Tetris sprang from the Soviet Union in 1984 and spread to other Eastern European countries. In 1987, Tetris launched on PCs in North America and Europe. A rollicking Russian folk tune gave it an unforgettable soundtrack. And when the Japanese video game developer Nintendo packaged it with the debut of the Game Boy handheld system in 1989, it traveled to every corner of the globe, selling hundreds of millions of copies across a variety of platforms. It’s become such a cultural icon that the game has even been projected on the sides of buildings gracing the skylines of cities around the world.

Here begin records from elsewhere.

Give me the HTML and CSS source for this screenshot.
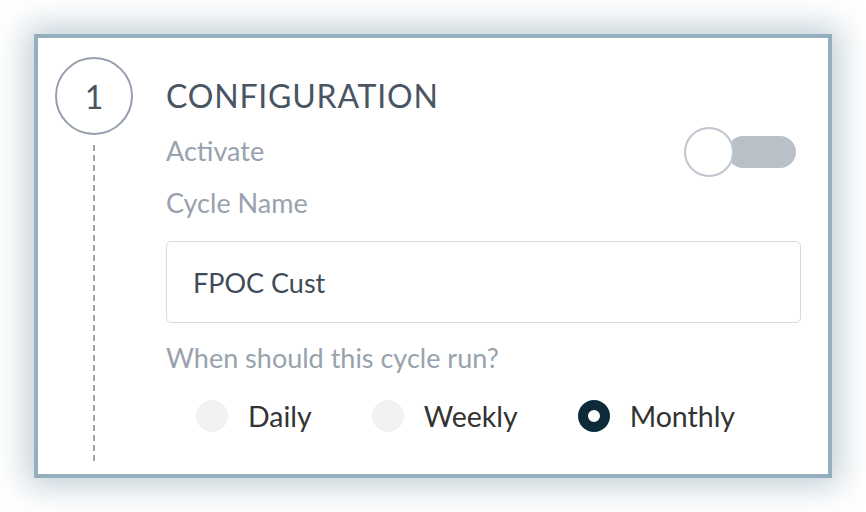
FILE: index.html
```html
<!DOCTYPE html>
<html lang="en">
<head>
<meta charset="UTF-8">
<meta name="viewport" content="width=device-width, initial-scale=1.0">
<title>Cycle Configuration</title>
<link rel="stylesheet" href="styles.css">
</head>
<body>
<!-- Paso 1 -->
<div class="card">
 <div class="rail">
 <div class="step-num">1</div>
 <div class="step-line"></div>
 </div>
 <div class="content">
 <h2 class="title">CONFIGURATION</h2>
 <div class="row-activate">
 <span class="label label-activate">Activate</span>
 <div class="toggle">
 <div class="toggle-track"></div>
 <div class="toggle-knob"></div>
 </div>
 </div>
 <div class="label label-name">Cycle Name</div>
 <div class="input">FPOC Cust</div>
 <div class="label label-when">When should this cycle run?</div>
 <div class="radios">
 <div class="radio"><span class="dot"></span>Daily</div>
 <div class="radio"><span class="dot"></span>Weekly</div>
 <div class="radio"><span class="dot checked"></span>Monthly</div>
 </div>
 </div>
</div>
</body>
</html>
```
FILE: styles.css
```css
body {
 margin: 0;
 padding: 34px 0 34px 34px;
 background: #fff;
 font-family: Lato, "Open Sans", sans-serif;
}
.card {
 box-sizing: border-box;
 width: 798px;
 height: 444px;
 border: 4px solid #94b0bf;
 background: #fff;
 box-shadow: 0 0 30px 8px rgba(70, 110, 135, 0.33);
 display: flex;
 padding: 19px 27px 9px 17px;
}
.rail {
 width: 78px;
 margin-right: 33px;
 display: flex;
 flex-direction: column;
}
.step-num {
 box-sizing: border-box;
 width: 78px;
 height: 78px;
 border: 2px solid #959fad;
 border-radius: 50%;
 display: flex;
 align-items: center;
 justify-content: center;
 font-size: 32px;
 color: #4a5563;
}
.step-line {
 flex: 1;
 width: 2px;
 margin: 10px 0 0 38px;
 background: repeating-linear-gradient(to bottom, #9aa3ae 0 6px, transparent 6px 10px);
}
.content {
 flex: 1;
}
.title {
 margin: 0;
 font-size: 32px;
 font-weight: 400;
 line-height: 78px;
 letter-spacing: 0.8px;
 color: #4a5563;
}
.label {
 font-size: 27px;
 line-height: 30px;
 color: #98a2ae;
}
.row-activate {
 display: flex;
 justify-content: space-between;
 align-items: center;
 height: 34px;
}
.label-activate {
 margin-bottom: 3px;
}
.toggle {
 position: relative;
 width: 112px;
 height: 50px;
 margin-right: 5px;
}
.toggle-track {
 position: absolute;
 right: 0;
 top: 9px;
 width: 69px;
 height: 32px;
 border-radius: 16px;
 background: #b9c0c8;
}
.toggle-knob {
 position: absolute;
 left: 0;
 top: 0;
 box-sizing: border-box;
 width: 50px;
 height: 50px;
 border-radius: 50%;
 border: 2px solid #c0c6ce;
 background: #fff;
}
.label-name {
 margin-top: 18.5px;
}
.input {
 box-sizing: border-box;
 height: 82px;
 margin-top: 23.5px;
 padding-left: 26px;
 border: 1.5px solid #dadada;
 border-radius: 5px;
 display: flex;
 align-items: center;
 font-size: 27px;
 color: #3f4b58;
}
.label-when {
 margin-top: 19.5px;
}
.radios {
 display: flex;
 gap: 60px;
 margin-top: 27.5px;
 padding-left: 30px;
}
.radio {
 display: flex;
 align-items: center;
 gap: 20px;
 height: 32px;
 font-size: 28.5px;
 color: #333;
}
.dot {
 box-sizing: border-box;
 width: 32px;
 height: 32px;
 border-radius: 50%;
 background: #f2f2f2;
}
.dot.checked {
 background: #fff;
 border: 10px solid #0d2a3a;
}
```
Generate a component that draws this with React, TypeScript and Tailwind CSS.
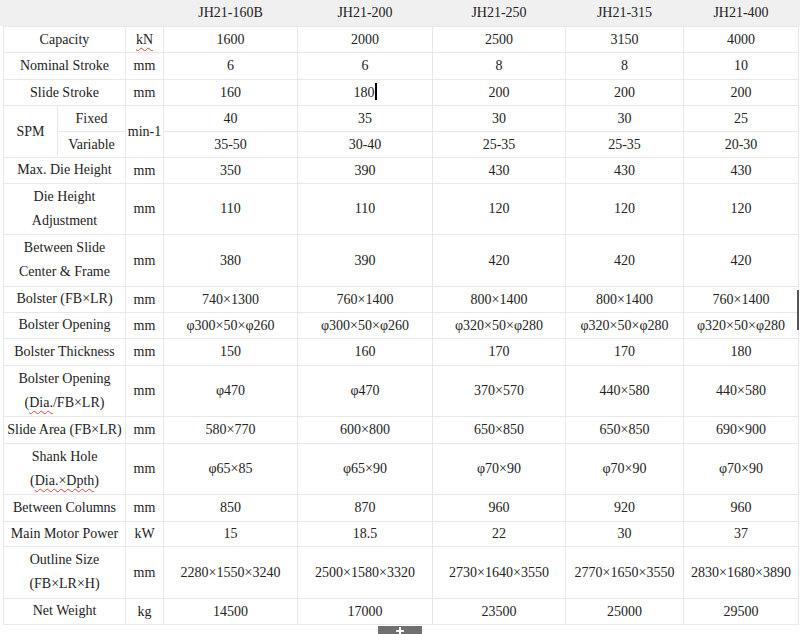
type Row = {
  label: string[];
  unit: string;
  values: string[];
  h: number;
};

const models = ["JH21-160B", "JH21-200", "JH21-250", "JH21-315", "JH21-400"];

const rows: Row[] = [
  { label: ["Max. Die Height"], unit: "mm", values: ["350", "390", "430", "430", "430"], h: 26 },
  { label: ["Die Height", "Adjustment"], unit: "mm", values: ["110", "110", "120", "120", "120"], h: 51 },
  { label: ["Between Slide", "Center & Frame"], unit: "mm", values: ["380", "390", "420", "420", "420"], h: 52 },
  { label: ["Bolster (FB×LR)"], unit: "mm", values: ["740×1300", "760×1400", "800×1400", "800×1400", "760×1400"], h: 26 },
  { label: ["Bolster Opening"], unit: "mm", values: ["φ300×50×φ260", "φ300×50×φ260", "φ320×50×φ280", "φ320×50×φ280", "φ320×50×φ280"], h: 26 },
  { label: ["Bolster Thickness"], unit: "mm", values: ["150", "160", "170", "170", "180"], h: 27 },
];

const rowsB: Row[] = [
  { label: ["Slide Area (FB×LR)"], unit: "mm", values: ["580×770", "600×800", "650×850", "650×850", "690×900"], h: 27 },
];

const rowsC: Row[] = [
  { label: ["Between Columns"], unit: "mm", values: ["850", "870", "960", "920", "960"], h: 27 },
  { label: ["Main Motor Power"], unit: "kW", values: ["15", "18.5", "22", "30", "37"], h: 25 },
  { label: ["Outline Size", "(FB×LR×H)"], unit: "mm", values: ["2280×1550×3240", "2500×1580×3320", "2730×1640×3550", "2770×1650×3550", "2830×1680×3890"], h: 52 },
  { label: ["Net Weight"], unit: "kg", values: ["14500", "17000", "23500", "25000", "29500"], h: 26 },
];

const td = "border border-[#e8e8e8] text-center align-middle p-0";

function Squiggle({ children }: { children: React.ReactNode }) {
  return (
    <span className="underline decoration-wavy decoration-[#e04040] decoration-1 underline-offset-[3px]">
      {children}
    </span>
  );
}

function SpecRow({ row }: { row: Row }) {
  return (
    <tr style={{ height: row.h }}>
      <td colSpan={2} className={td}>
        {row.label.map((l) => (
          <div key={l} className="leading-[24px]">
            {l}
          </div>
        ))}
      </td>
      <td className={td}>{row.unit}</td>
      {row.values.map((v, i) => (
        <td key={i} className={td}>
          {v}
        </td>
      ))}
    </tr>
  );
}

export default function App() {
  return (
    <div className="relative w-[800px] h-[634px] overflow-hidden bg-white text-[14px] text-[#222] font-[family-name:'Liberation_Serif','Times_New_Roman',serif]">
      <div className="bg-[linear-gradient(to_bottom,#f0f0f0_0,#f0f0f0_26px,#fff_26px)] pl-[3px]">
        <table className="table-fixed border-collapse w-[795px]">
          <colgroup>
            <col className="w-[54px]" />
            <col className="w-[68px]" />
            <col className="w-[38px]" />
            <col className="w-[134px]" />
            <col className="w-[135px]" />
            <col className="w-[133px]" />
            <col className="w-[118px]" />
            <col className="w-[115px]" />
          </colgroup>
          <tbody>
            <tr className="h-[26px] bg-[#f0f0f0]">
              <td colSpan={3} className="p-0" />
              {models.map((m) => (
                <td key={m} className="p-0 text-center align-middle">
                  {m}
                </td>
              ))}
            </tr>
            <tr className="h-[26px]">
              <td colSpan={2} className={td}>
                Capacity
              </td>
              <td className={td}>
                <Squiggle>kN</Squiggle>
              </td>
              {["1600", "2000", "2500", "3150", "4000"].map((v) => (
                <td key={v} className={td}>
                  {v}
                </td>
              ))}
            </tr>
            <tr className="h-[27px]">
              <td colSpan={2} className={td}>
                Nominal Stroke
              </td>
              <td className={td}>mm</td>
              {["6", "6", "8", "8", "10"].map((v, i) => (
                <td key={i} className={td}>
                  {v}
                </td>
              ))}
            </tr>
            <tr className="h-[26px]">
              <td colSpan={2} className={td}>
                Slide Stroke
              </td>
              <td className={td}>mm</td>
              <td className={td}>160</td>
              <td className={td}>
                180
                <span className="inline-block w-[2px] h-[17px] bg-black align-[-3px]" />
              </td>
              <td className={td}>200</td>
              <td className={td}>200</td>
              <td className={td}>200</td>
            </tr>
            <tr className="h-[26px]">
              <td rowSpan={2} className={td}>
                SPM
              </td>
              <td className={td}>Fixed</td>
              <td rowSpan={2} className={td}>
                min-1
              </td>
              {["40", "35", "30", "30", "25"].map((v, i) => (
                <td key={i} className={td}>
                  {v}
                </td>
              ))}
            </tr>
            <tr className="h-[26px]">
              <td className={td}>Variable</td>
              {["35-50", "30-40", "25-35", "25-35", "20-30"].map((v, i) => (
                <td key={i} className={td}>
                  {v}
                </td>
              ))}
            </tr>
            {rows.map((r) => (
              <SpecRow key={r.label[0]} row={r} />
            ))}
            <tr className="h-[51px]">
              <td colSpan={2} className={td}>
                <div className="leading-[24px]">Bolster Opening</div>
                <div className="leading-[24px]">
                  (<Squiggle>Dia.</Squiggle>/FB×LR)
                </div>
              </td>
              <td className={td}>mm</td>
              {["φ470", "φ470", "370×570", "440×580", "440×580"].map((v, i) => (
                <td key={i} className={td}>
                  {v}
                </td>
              ))}
            </tr>
            {rowsB.map((r) => (
              <SpecRow key={r.label[0]} row={r} />
            ))}
            <tr className="h-[51px]">
              <td colSpan={2} className={td}>
                <div className="leading-[24px]">Shank Hole</div>
                <div className="leading-[24px]">
                  (<Squiggle>Dia.×Dpth</Squiggle>)
                </div>
              </td>
              <td className={td}>mm</td>
              {["φ65×85", "φ65×90", "φ70×90", "φ70×90", "φ70×90"].map((v, i) => (
                <td key={i} className={td}>
                  {v}
                </td>
              ))}
            </tr>
            {rowsC.map((r) => (
              <SpecRow key={r.label[0]} row={r} />
            ))}
          </tbody>
        </table>
      </div>
      {/* expand tab, cut off by the window bottom */}
      <div className="flex justify-center pt-[1px]">
        <div className="relative h-[12px] w-[44px] bg-[#707070]">
          <div className="absolute left-[18px] top-[4px] h-[2px] w-[8px] bg-white" />
          <div className="absolute left-[21px] top-[1px] h-[8px] w-[2px] bg-white" />
        </div>
      </div>
      <div className="absolute right-[1px] top-[290px] h-[40px] w-[2px] bg-[#555]" />
    </div>
  );
}
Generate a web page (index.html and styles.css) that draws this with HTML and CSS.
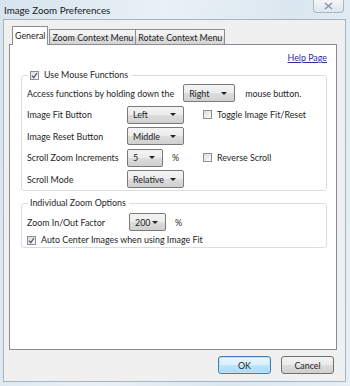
FILE: index.html
```html
<!DOCTYPE html>
<html lang="en">
<head>
<meta charset="UTF-8">
<meta name="viewport" content="width=device-width, initial-scale=1.0">
<title>Image Zoom Preferences</title>
<link rel="stylesheet" href="styles.css">
</head>
<body>

<div class="window">
  <div class="titlebar">
    <span class="title">Image Zoom Preferences</span>
    <span class="close-btn">
      <svg width="9" height="8" viewBox="0 0 9 8"><path d="M1 1 L8 7 M8 1 L1 7" stroke="#8e99a4" stroke-width="1.6" fill="none"/></svg>
    </span>
  </div>

  <div class="client">
    <div class="tabs">
      <div class="tab active">General</div>
      <div class="tab">Zoom Context Menu</div>
      <div class="tab">Rotate Context Menu</div>
    </div>

    <div class="tab-panel">
      <div class="help-row"><a class="help-link" href="#">Help Page</a></div>

      <fieldset class="group">
        <legend><span class="check checked"></span>Use Mouse Functions</legend>
        <div class="row first-row">
          <span>Access functions by holding down the</span>
          <div class="select w-right">Right<i class="arrow"></i></div>
          <span class="after">mouse button.</span>
        </div>
        <div class="grid">
          <span>Image Fit Button</span>
          <div class="cell"><div class="select w-wide">Left<i class="arrow"></i></div></div>
          <span class="check-label"><span class="check"></span>Toggle Image Fit/Reset</span>

          <span>Image Reset Button</span>
          <div class="cell"><div class="select w-wide">Middle<i class="arrow"></i></div></div>
          <span></span>

          <span>Scroll Zoom Increments</span>
          <div class="cell"><div class="select w-small">5<i class="arrow"></i></div><span class="pct">%</span></div>
          <span class="check-label"><span class="check"></span>Reverse Scroll</span>

          <span>Scroll Mode</span>
          <div class="cell"><div class="select w-wide">Relative<i class="arrow"></i></div></div>
          <span></span>
        </div>
      </fieldset>

      <fieldset class="group second">
        <legend>Individual Zoom Options</legend>
        <div class="row factor-row">
          <span class="factor-label">Zoom In/Out Factor</span>
          <div class="select w-factor">200<i class="arrow"></i></div>
          <span class="pct">%</span>
        </div>
        <div class="check-label center-row"><span class="check checked"></span>Auto Center Images when using Image Fit</div>
      </fieldset>
    </div>

    <div class="buttons">
      <button class="btn default">OK</button>
      <button class="btn">Cancel</button>
    </div>
  </div>
</div>

</body>
</html>
```

FILE: styles.css
```css
body {
  margin: 0;
  background: linear-gradient(100deg, #d6e4ee 0%, #e9f1f6 40%, #dbe7f0 70%, #e6eff5 100%);
  font-family: Lato, "Open Sans", sans-serif;
  font-size: 8.9px;
  color: #1e1e1e;
}
.window {
  height: 386px;
  display: flex;
  flex-direction: column;
}
.titlebar {
  height: 19px;
  display: flex;
  justify-content: space-between;
  align-items: flex-start;
  padding-left: 4px;
}
.title {
  font-size: 9.8px;
  line-height: 20px;
  color: #1b1b1b;
}
.close-btn {
  width: 29px;
  height: 12px;
  margin-right: 6px;
  border: 1px solid #a9b7c4;
  border-top: none;
  border-radius: 0 0 4px 4px;
  background: linear-gradient(#f2f6f9, #dde7ee);
  display: flex;
  align-items: center;
  justify-content: center;
}
.client {
  flex: 1;
  margin: 0 4px 4px 3px;
  background: #f0f0f0;
  border: 1px solid #a6b4bf;
  padding: 6px 8px 0 5px;
  display: flex;
  flex-direction: column;
}
.tabs {
  display: flex;
  align-items: flex-end;
  margin-left: 3px;
  height: 18px;
  position: relative;
  z-index: 1;
}
.tab {
  height: 15px;
  line-height: 15px;
  padding: 0 2px;
  border: 1px solid #898c95;
  border-bottom: none;
  margin-right: -1px;
  background: linear-gradient(#f7f7f7 0%, #ececec 50%, #dedede 51%, #d4d4d4 100%);
  box-sizing: border-box;
}
.tab.active {
  height: 19px;
  line-height: 17px;
  background: #fff;
  margin-bottom: -1px;
  margin-right: 1px;
}
.tab-panel {
  height: 306px;
  box-sizing: border-box;
  background: #fff;
  border: 1px solid #898c95;
  padding: 7px 9px 0 11px;
}
.help-row {
  display: flex;
  justify-content: flex-end;
  line-height: 12px;
}
.help-link {
  color: #2d2f9a;
  text-decoration: underline;
}
.group {
  margin: 5px 0 0 0;
  padding: 3px 6px 2px 5px;
  border: 1px solid #d5dfe5;
  border-radius: 3px;
}
.group legend {
  padding: 0 3px 0 2px;
  margin-left: 1px;
  line-height: 12px;
  display: flex;
  align-items: center;
}
.group.second {
  margin-top: 6px;
  padding-top: 4px;
  padding-bottom: 1px;
}
.row {
  display: flex;
  align-items: center;
  height: 18px;
}
.first-row .select {
  margin-left: 9px;
}
.first-row .after {
  margin-left: 10px;
}
.grid {
  display: grid;
  grid-template-columns: 100px 76px auto;
  grid-auto-rows: 18px;
  row-gap: 3.5px;
  align-items: center;
  margin-top: 3.5px;
}
.cell {
  display: flex;
  align-items: center;
}
.pct {
  margin-left: 9px;
}
.select {
  height: 18px;
  box-sizing: border-box;
  border: 1px solid #7a7a7a;
  border-radius: 2px;
  background: linear-gradient(#f4f4f4 0%, #ebebeb 50%, #dddddd 51%, #d0d0d0 100%);
  display: flex;
  align-items: center;
  justify-content: space-between;
  padding: 0 7px 0 5px;
  color: #222;
}
.arrow {
  width: 0;
  height: 0;
  border-left: 3px solid transparent;
  border-right: 3px solid transparent;
  border-top: 3px solid #222;
}
.w-right { width: 52px; }
.w-wide { width: 57px; }
.w-small { width: 36px; }
.w-factor { width: 37px; }
.factor-label {
  width: 102px;
}
.check-label {
  display: flex;
  align-items: center;
}
.check {
  width: 9px;
  height: 9px;
  box-sizing: border-box;
  border: 1px solid #8f8f8f;
  background: linear-gradient(135deg, #dcdcdc, #fbfbfb);
  margin-right: 5px;
  flex: none;
}
.check.checked {
  background: linear-gradient(135deg, #dcdcdc, #fbfbfb) center/contain no-repeat;
  background-image: url("data:image/svg+xml,%3Csvg xmlns='http://www.w3.org/2000/svg' viewBox='0 0 7 7'%3E%3Cpath d='M1 3.6 L2.8 5.6 L6 1' stroke='%234a5a78' stroke-width='1.3' fill='none'/%3E%3C/svg%3E"), linear-gradient(135deg, #dcdcdc, #fbfbfb);
}
.check-label .check {
  margin-right: 5px;
}
.center-row {
  margin-top: 3px;
  line-height: 12px;
}
.buttons {
  display: flex;
  justify-content: flex-end;
  gap: 10px;
  margin-top: 6px;
  margin-right: 3px;
}
.btn {
  width: 53px;
  height: 18px;
  font-family: inherit;
  font-size: 8.9px;
  color: #1e1e1e;
  border: 1px solid #707070;
  border-radius: 3px;
  background: linear-gradient(#f2f2f2 0%, #ebebeb 50%, #dddddd 51%, #cfcfcf 100%);
  padding: 0;
}
.btn.default {
  border-color: #3c7fb1;
  background: linear-gradient(#eaf6fd 0%, #d9f0fc 50%, #bee6fd 51%, #a7d9f5 100%);
  box-shadow: inset 0 0 0 1px #c0e4f8;
}
```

DOOM exploded onto the video game landscape in 1993 and helped shape the course of gaming history by introducing the idea of a game "engine" (separating the game’s basic functions from other aspects, such as artwork), encouraging multiplayer interaction, and popularizing the first-person shooter genre. DOOM was a commercial success, but its most important legacy is the impact that it has had on the form, function, feel, and perception of so many games that followed, such as Half-Life and Halo. DOOM also became a highly visible symbol of the widespread debate over the role of games and violence in society that emerged in the 1990s.
By bringing tens of millions of people together in a compelling virtual universe, World of Warcraft continues to reshape the way people think about their online lives and communities. In this "massively multiplayer online role-playing game" (MMORPG), players create unique virtual avatars to represent themselves as they explore an open, constantly evolving world. After its release by Blizzard Entertainment in 2004, World of Warcraft became the largest and best-selling MMORPG ever created. As of February 2015, the game boasted more than 10 million subscribers — only slightly reduced from its peak of 12 million in October 2010 — with 100 million accounts created since the game’s release.